Margot Solomon

Margot has done an exceptional amount of distinguished work for the psychotherapy profession in New Zealand over the last 25 years. She has contributed extensively to NZAP nationally and locally, and has been a leader in the field of psychotherapy practice, education and research for many years as a Clinician, Senior Lecturer and Programme Leader in the Department of Psychotherapy and Counselling at AUT.

Margot has a profoundly depth oriented, non- partisan, respectful approach to helping psychotherapists of diverse orientations engage with their own learning and growth in a group setting, and she has gone on to research and write about this learning process.

She responded to the call to bring University-based postgraduate psychotherapy courses to Christchurch in 2007 and 2008, and 2009. In subsequent years, she again responded to the request for access to this training and qualification pathway and travelled to Napier and Wellington to offer University-based advanced postgraduate training for psychotherapists. This was a personal effort motivated by a sense of justice and fairness in access to resources, given the only University offering such psychotherapy courses is based in Auckland.
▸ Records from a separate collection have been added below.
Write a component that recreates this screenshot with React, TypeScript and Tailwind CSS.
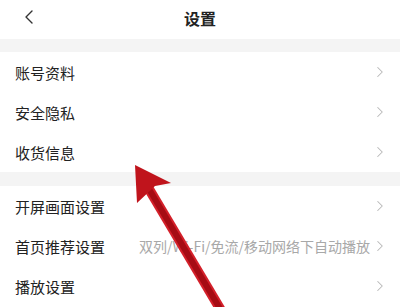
import { ChevronLeft, ChevronRight } from 'lucide-react';

const font = { fontFamily: '"Noto Sans CJK SC", "Noto Sans", sans-serif' };

function Row({ label, hint }: { label: string; hint?: string }) {
  return (
    <div className="flex h-10 items-center justify-between bg-white pl-[15px] pr-[11px]">
      <span className="text-[15px] leading-none text-[#222]">{label}</span>
      <div className="flex items-center gap-[1px]">
        {hint && <span className="text-[14px] leading-none text-[#a8a8a8]">{hint}</span>}
        <ChevronRight size={18} strokeWidth={1.4} className="text-[#b8b8b8]" />
      </div>
    </div>
  );
}

export default function App() {
  return (
    <div className="relative h-[307px] w-[400px] overflow-hidden bg-white" style={font}>
      <div className="relative flex h-[39px] items-center justify-center bg-white pb-1">
        <ChevronLeft size={24} strokeWidth={1.4} className="absolute left-[17px] top-[5px] text-[#333]" />
        <span className="text-[16px] font-bold text-[#222]">设置</span>
      </div>
      <div className="h-[13px] bg-[#f4f4f4]" />
      <Row label="账号资料" />
      <Row label="安全隐私" />
      <Row label="收货信息" />
      <div className="h-[14px] bg-[#f4f4f4]" />
      <Row label="开屏画面设置" />
      <Row label="首页推荐设置" hint="双列/Wi-Fi/免流/移动网络下自动播放" />
      <Row label="播放设置" />

      {/* red annotation arrow */}
      <svg className="absolute inset-0" width="400" height="307" viewBox="0 0 400 307">
        <line x1="146" y1="184" x2="222" y2="312" stroke="#d4202a" strokeWidth="10" />
        <line x1="146" y1="184" x2="222" y2="312" stroke="#a60c14" strokeWidth="6" />
        <polygon points="135,165 171,183 155,186 137,203" fill="#c0141c" />
      </svg>
    </div>
  );
}
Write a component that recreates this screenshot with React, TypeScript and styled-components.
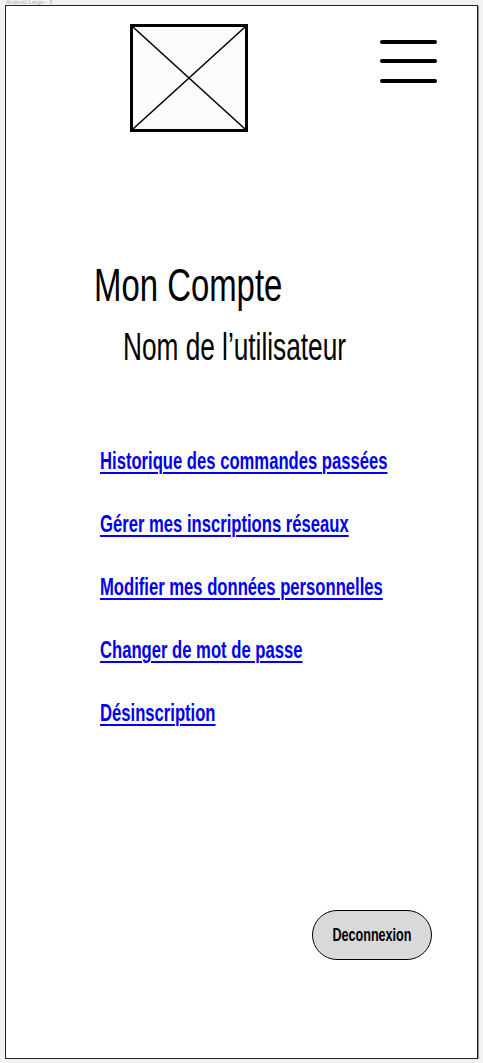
import styled, { createGlobalStyle } from 'styled-components';

const GlobalStyle = createGlobalStyle`
  html, body {
    margin: 0;
    padding: 0;
    background: #f2f2f2;
  }
  body {
    font-family: "Liberation Sans", Arial, sans-serif;
    overflow-x: hidden;
  }
`;

const links = [
  'Historique des commandes passées',
  'Gérer mes inscriptions réseaux',
  'Modifier mes données personnelles',
  'Changer de mot de passe',
  'Désinscription',
];

// no condensed face is installed, so the text is narrowed by hand
const Narrow = styled.span<{ $scale?: number; $origin?: string }>`
  display: inline-block;
  white-space: nowrap;
  transform: scaleX(${(p) => p.$scale ?? 0.7});
  transform-origin: ${(p) => p.$origin ?? 'left'} center;
`;

const ImagePlaceholder = () => (
  <ImageBox>
    <svg width="112" height="102" viewBox="0 0 112 102" preserveAspectRatio="none">
      <line x1="0" y1="0" x2="112" y2="102" stroke="#000" strokeWidth="1.4" />
      <line x1="112" y1="0" x2="0" y2="102" stroke="#000" strokeWidth="1.4" />
    </svg>
  </ImageBox>
);

const App = () => {
  return (
    <>
      <GlobalStyle />
      <FrameLabel>Android Large - 3</FrameLabel>
      <Frame>
        <Header>
          <ImagePlaceholder />
          <MenuButton aria-label="menu">
            <span />
            <span />
            <span />
          </MenuButton>
        </Header>
        <TitleBlock>
          <Title>
            <Narrow>Mon Compte</Narrow>
          </Title>
          <UserName>
            <Narrow $scale={0.69}>Nom de l’utilisateur</Narrow>
          </UserName>
        </TitleBlock>
        <LinkList>
          {links.map((label) => (
            <AccountLink key={label} href="#">
              <Narrow $scale={0.693}>{label}</Narrow>
            </AccountLink>
          ))}
        </LinkList>
        <Footer>
          <LogoutButton>
            <Narrow $scale={0.72} $origin="center">
              Deconnexion
            </Narrow>
          </LogoutButton>
        </Footer>
      </Frame>
    </>
  );
};

export default App;

const FrameLabel = styled.div`
  height: 5px;
  padding-left: 6px;
  font-size: 6px;
  line-height: 5px;
  color: #b0b0b0;
  overflow: hidden;
`;

const Frame = styled.main`
  box-sizing: border-box;
  margin-left: 5px;
  width: 473px;
  height: 1054px;
  background: #fff;
  border: 1px solid #222;
  box-shadow: 1px 1px 0 #8a8a8a;
  display: flex;
  flex-direction: column;
  overflow: hidden;
`;

const Header = styled.header`
  display: flex;
  align-items: flex-start;
  padding: 18px 40px 0 124px;
`;

const ImageBox = styled.div`
  box-sizing: border-box;
  width: 118px;
  height: 108px;
  border: 3px solid #000;
  background: #fdfbfd;
  svg {
    display: block;
  }
`;

const MenuButton = styled.div`
  margin-left: auto;
  margin-top: 16px;
  width: 57px;
  display: flex;
  flex-direction: column;
  gap: 15.4px;
  span {
    display: block;
    height: 4px;
    border-radius: 2px;
    background: #000;
  }
`;

const TitleBlock = styled.section`
  display: flex;
  flex-direction: column;
  padding-left: 88px;
  margin-top: 125px;
`;

const Title = styled.h1`
  margin: 0;
  font-size: 47px;
  font-weight: 400;
  line-height: 56px;
  color: #000;
`;

const UserName = styled.h2`
  margin: 12px 0 0 29px;
  font-size: 38px;
  font-weight: 400;
  line-height: 44px;
  color: #000;
`;

const LinkList = styled.nav`
  display: flex;
  flex-direction: column;
  align-items: flex-start;
  gap: 35px;
  padding-left: 94px;
  margin-top: 78px;
`;

const AccountLink = styled.a`
  font-size: 24px;
  font-weight: 700;
  line-height: 28px;
  color: #0000ee;
  text-decoration: none;
  span {
    text-decoration: underline;
    text-decoration-thickness: 2px;
    text-underline-offset: 3px;
  }
`;

const Footer = styled.footer`
  margin-top: auto;
  display: flex;
  justify-content: flex-end;
  padding: 0 45px 98px 0;
`;

const LogoutButton = styled.button`
  box-sizing: border-box;
  width: 120px;
  height: 50px;
  padding: 0;
  border: 1px solid #000;
  border-radius: 25px;
  background: #d9d9d9;
  font-family: inherit;
  font-size: 17.5px;
  font-weight: 700;
  color: #000;
  display: flex;
  align-items: center;
  justify-content: center;
`;
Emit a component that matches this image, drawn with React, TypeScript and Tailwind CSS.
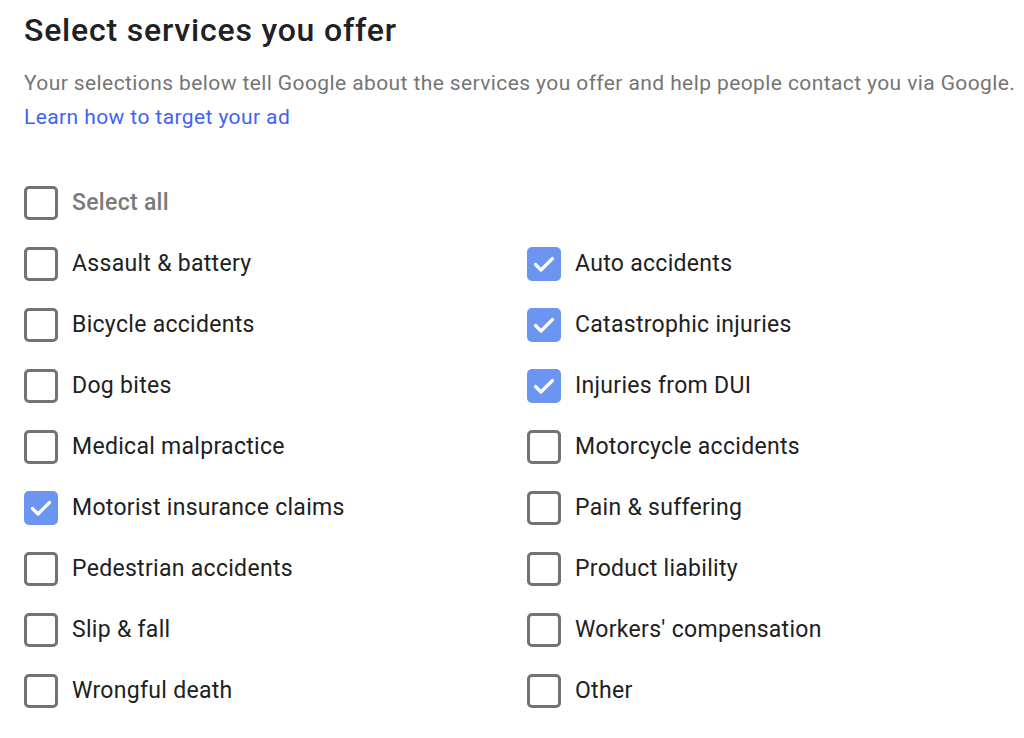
import React from "react";

type Item = { label: string; checked?: boolean };

const left: Item[] = [
  { label: "Assault & battery" },
  { label: "Bicycle accidents" },
  { label: "Dog bites" },
  { label: "Medical malpractice" },
  { label: "Motorist insurance claims", checked: true },
  { label: "Pedestrian accidents" },
  { label: "Slip & fall" },
  { label: "Wrongful death" },
];

const right: Item[] = [
  { label: "Auto accidents", checked: true },
  { label: "Catastrophic injuries", checked: true },
  { label: "Injuries from DUI", checked: true },
  { label: "Motorcycle accidents" },
  { label: "Pain & suffering" },
  { label: "Product liability" },
  { label: "Workers' compensation" },
  { label: "Other" },
];

function Box({ checked }: { checked?: boolean }) {
  if (checked) {
    return (
      <div className="w-[34px] h-[34px] rounded-[5px] bg-[#6b95f1] flex items-center justify-center shrink-0">
        <svg width="34" height="34" viewBox="0 0 34 34">
          <polyline
            points="8.5,17.5 14,23 25.5,11.5"
            fill="none"
            stroke="#ffffff"
            strokeWidth="3.2"
            strokeLinecap="round"
            strokeLinejoin="round"
          />
        </svg>
      </div>
    );
  }
  return <div className="w-[34px] h-[34px] rounded-[5px] border-[3px] border-[#737373] bg-white shrink-0" />;
}

function Row({ item, muted }: { item: Item; muted?: boolean }) {
  return (
    <div className="flex items-center h-[61px] gap-[14px]">
      <Box checked={item.checked} />
      <span
        className={`text-[23px] leading-none tracking-[0.3px] -mt-[1px] ${
          muted ? "text-[#7a7a7a] font-medium" : "text-[#212121]"
        }`}
      >
        {item.label}
      </span>
    </div>
  );
}

export default function App() {
  return (
    <div
      className="w-[1024px] h-[738px] bg-white pl-[24px] pt-[12px] overflow-hidden"
      style={{ fontFamily: "Roboto, 'Noto Sans', Arial, sans-serif" }}
    >
      <h1 className="text-[32px] leading-[36px] font-medium tracking-[0.8px] text-[#202124]">
        Select services you offer
      </h1>
      <p className="mt-[18px] text-[21px] leading-[34px] tracking-[0.4px] text-[#757575] whitespace-nowrap">
        Your selections below tell Google about the services you offer and help people contact you via Google.
      </p>
      <p className="text-[21px] leading-[34px] tracking-[0.4px] text-[#3d63f6]">Learn how to target your ad</p>
      <div className="mt-[39px]">
        <div className="flex items-center h-[60px]">
          <Row item={{ label: "Select all" }} muted />
        </div>
        <div className="grid grid-cols-[503px_1fr]">
          <div className="flex flex-col">
            {left.map((it) => (
              <Row key={it.label} item={it} />
            ))}
          </div>
          <div className="flex flex-col">
            {right.map((it) => (
              <Row key={it.label} item={it} />
            ))}
          </div>
        </div>
      </div>
    </div>
  );
}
Margot has also contributed significantly to promoting and creating opportunities for group work and group therapy in New Zealand in varied ways. She was a founding member of The Hakanoa Group in Auckland, which had links to The Institute of Group Analysis, London, and helped to organise training via this Institute in Auckland. In the AUT Psychotherapy programme, Margot (together with Russell Waetford) started the Community Kōrerō, a weekly large group following Tikanga Māori, for all students and staff. Her firm belief in the value of group therapy has seen her maintain a longstanding group psychotherapy practice herself, as well as maintaining a postgraduate teaching paper in group psychotherapy.

Her involvement with NZAP has been varied and enduring. She has been a presenter of papers, and has bravely stepped into a leadership space as facilitator of large groups at NZAP Conferences on many occasions. She has been on organising committees for Conferences, completed a term on Council as the Editor of the Newsletter, and has been an active member of the Northern Branch. She has contributed to the Association through participating in marking and panels for the Advanced Clinical Practice qualification. She is currently a longstanding member of the NZAP Ethics and Professional Standards Committee and she contributed to the Review of our Code of Ethics in 2018.

Margot’s valuing of group process and group work, ethical practice, academia, and learning as a deeply personal engagement and integration, has been a distinguished contribution to the richness and depth of the NZAP membership and Association as a whole.